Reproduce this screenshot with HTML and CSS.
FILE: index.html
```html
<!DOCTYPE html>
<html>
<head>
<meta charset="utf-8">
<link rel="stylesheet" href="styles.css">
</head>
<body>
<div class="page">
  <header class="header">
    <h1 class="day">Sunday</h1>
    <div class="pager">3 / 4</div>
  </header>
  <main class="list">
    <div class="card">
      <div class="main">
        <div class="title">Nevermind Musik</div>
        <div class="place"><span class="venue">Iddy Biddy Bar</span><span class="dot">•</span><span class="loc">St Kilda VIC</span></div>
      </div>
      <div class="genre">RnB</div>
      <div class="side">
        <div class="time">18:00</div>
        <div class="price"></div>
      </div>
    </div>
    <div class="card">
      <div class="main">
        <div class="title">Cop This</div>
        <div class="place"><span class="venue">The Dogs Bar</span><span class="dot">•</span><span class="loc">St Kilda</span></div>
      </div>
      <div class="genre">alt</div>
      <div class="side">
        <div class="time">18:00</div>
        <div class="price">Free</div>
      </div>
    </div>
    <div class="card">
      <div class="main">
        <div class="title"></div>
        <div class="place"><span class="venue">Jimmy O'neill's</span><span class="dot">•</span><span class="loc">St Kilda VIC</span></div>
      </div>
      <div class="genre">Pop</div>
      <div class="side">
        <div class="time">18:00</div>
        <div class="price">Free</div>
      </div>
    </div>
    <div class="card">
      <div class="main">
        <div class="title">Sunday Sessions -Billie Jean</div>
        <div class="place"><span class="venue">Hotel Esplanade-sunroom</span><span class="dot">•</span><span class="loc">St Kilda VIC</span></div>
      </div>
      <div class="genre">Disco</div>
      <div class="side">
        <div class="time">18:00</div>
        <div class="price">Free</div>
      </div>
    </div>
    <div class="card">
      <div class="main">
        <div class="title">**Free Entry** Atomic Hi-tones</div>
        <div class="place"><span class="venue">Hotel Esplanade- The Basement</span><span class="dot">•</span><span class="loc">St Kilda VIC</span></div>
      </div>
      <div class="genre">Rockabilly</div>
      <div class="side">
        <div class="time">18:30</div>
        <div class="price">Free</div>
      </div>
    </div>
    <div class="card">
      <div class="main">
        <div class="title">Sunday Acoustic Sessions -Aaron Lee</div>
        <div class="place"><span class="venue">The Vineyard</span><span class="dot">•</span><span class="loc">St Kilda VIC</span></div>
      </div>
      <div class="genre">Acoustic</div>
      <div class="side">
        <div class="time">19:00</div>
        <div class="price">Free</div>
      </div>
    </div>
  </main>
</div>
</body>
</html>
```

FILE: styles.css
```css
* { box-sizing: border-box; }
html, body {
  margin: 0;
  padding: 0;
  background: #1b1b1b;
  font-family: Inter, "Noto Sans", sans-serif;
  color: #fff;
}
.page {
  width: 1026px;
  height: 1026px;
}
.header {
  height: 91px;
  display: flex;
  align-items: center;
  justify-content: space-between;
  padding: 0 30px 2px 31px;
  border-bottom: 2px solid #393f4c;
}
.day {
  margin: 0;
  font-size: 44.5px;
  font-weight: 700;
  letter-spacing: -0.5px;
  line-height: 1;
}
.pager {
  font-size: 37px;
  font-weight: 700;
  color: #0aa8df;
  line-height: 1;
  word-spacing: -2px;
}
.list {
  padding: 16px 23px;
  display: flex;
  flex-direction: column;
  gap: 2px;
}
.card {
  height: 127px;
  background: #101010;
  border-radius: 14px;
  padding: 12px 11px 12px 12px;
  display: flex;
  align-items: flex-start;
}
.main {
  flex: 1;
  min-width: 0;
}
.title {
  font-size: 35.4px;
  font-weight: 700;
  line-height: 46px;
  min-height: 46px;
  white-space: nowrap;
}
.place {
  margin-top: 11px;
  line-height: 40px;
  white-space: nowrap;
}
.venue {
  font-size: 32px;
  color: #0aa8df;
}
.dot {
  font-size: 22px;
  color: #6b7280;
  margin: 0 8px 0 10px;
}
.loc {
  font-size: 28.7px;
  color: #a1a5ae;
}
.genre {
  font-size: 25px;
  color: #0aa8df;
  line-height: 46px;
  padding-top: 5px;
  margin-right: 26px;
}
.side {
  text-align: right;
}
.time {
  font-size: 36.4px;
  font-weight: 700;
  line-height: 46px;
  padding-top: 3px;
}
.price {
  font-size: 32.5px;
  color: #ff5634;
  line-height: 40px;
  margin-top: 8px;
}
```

* * *

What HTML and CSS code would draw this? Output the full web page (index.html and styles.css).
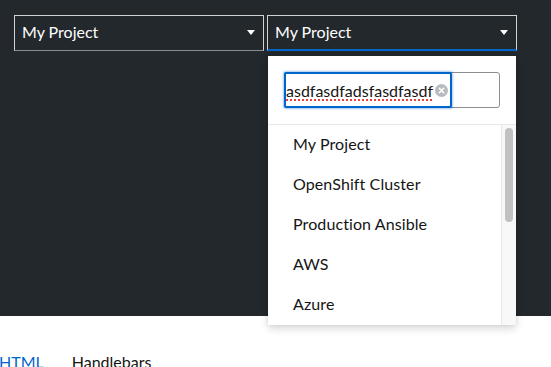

---

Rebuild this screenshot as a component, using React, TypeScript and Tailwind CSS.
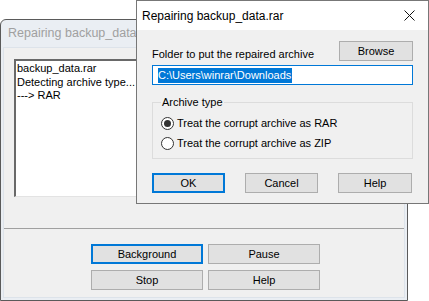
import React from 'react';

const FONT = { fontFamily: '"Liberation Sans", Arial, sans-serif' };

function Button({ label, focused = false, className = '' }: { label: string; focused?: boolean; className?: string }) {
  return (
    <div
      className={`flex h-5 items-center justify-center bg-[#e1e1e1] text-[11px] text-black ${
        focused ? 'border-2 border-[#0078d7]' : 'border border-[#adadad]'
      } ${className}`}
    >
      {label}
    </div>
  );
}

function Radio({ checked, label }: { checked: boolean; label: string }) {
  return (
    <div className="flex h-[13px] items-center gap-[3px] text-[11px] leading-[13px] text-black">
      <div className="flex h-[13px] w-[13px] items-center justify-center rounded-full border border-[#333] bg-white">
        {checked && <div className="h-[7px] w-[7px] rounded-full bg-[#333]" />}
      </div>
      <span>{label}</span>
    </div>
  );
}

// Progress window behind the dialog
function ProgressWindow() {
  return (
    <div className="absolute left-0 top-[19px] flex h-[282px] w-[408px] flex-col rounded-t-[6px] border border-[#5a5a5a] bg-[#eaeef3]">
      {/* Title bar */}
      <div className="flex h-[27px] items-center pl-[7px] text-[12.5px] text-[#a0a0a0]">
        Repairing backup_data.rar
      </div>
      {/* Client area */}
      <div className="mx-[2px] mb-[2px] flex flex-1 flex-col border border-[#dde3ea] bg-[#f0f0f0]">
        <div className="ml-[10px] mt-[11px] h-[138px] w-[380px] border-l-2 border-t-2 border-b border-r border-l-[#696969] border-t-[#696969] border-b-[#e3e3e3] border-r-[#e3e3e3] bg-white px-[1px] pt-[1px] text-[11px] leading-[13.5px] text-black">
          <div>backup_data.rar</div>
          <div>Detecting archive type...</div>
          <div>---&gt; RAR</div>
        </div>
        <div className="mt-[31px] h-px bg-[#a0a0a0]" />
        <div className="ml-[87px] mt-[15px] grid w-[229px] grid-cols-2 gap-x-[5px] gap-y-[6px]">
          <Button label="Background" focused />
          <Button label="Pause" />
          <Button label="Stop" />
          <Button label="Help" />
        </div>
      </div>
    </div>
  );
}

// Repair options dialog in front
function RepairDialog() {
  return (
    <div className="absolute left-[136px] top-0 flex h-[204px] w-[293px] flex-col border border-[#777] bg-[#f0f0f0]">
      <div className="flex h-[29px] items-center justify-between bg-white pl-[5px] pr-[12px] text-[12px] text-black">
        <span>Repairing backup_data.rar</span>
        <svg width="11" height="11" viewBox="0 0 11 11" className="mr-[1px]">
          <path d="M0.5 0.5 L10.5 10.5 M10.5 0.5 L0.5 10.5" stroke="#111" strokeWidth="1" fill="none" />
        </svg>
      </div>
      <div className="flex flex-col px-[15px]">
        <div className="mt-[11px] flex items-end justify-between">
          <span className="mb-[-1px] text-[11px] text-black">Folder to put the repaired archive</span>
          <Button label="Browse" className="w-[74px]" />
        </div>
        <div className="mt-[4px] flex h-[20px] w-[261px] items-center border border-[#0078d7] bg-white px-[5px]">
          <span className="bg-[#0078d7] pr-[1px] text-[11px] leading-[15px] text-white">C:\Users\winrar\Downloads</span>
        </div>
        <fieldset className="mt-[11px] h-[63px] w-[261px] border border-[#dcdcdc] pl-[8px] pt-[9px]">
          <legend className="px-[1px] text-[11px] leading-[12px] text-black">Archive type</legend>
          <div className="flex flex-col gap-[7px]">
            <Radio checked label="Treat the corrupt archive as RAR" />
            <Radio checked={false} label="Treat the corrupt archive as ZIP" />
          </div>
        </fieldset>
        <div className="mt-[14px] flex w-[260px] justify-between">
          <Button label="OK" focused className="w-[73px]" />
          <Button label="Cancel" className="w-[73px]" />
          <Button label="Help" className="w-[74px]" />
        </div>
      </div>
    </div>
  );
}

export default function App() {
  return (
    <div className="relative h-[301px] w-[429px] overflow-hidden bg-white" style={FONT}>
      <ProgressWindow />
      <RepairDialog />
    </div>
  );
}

◆ **Work to complete**: Go over the records above line by line and count those holding the word "index". Reply only with the number.

◆ **Final result**: 2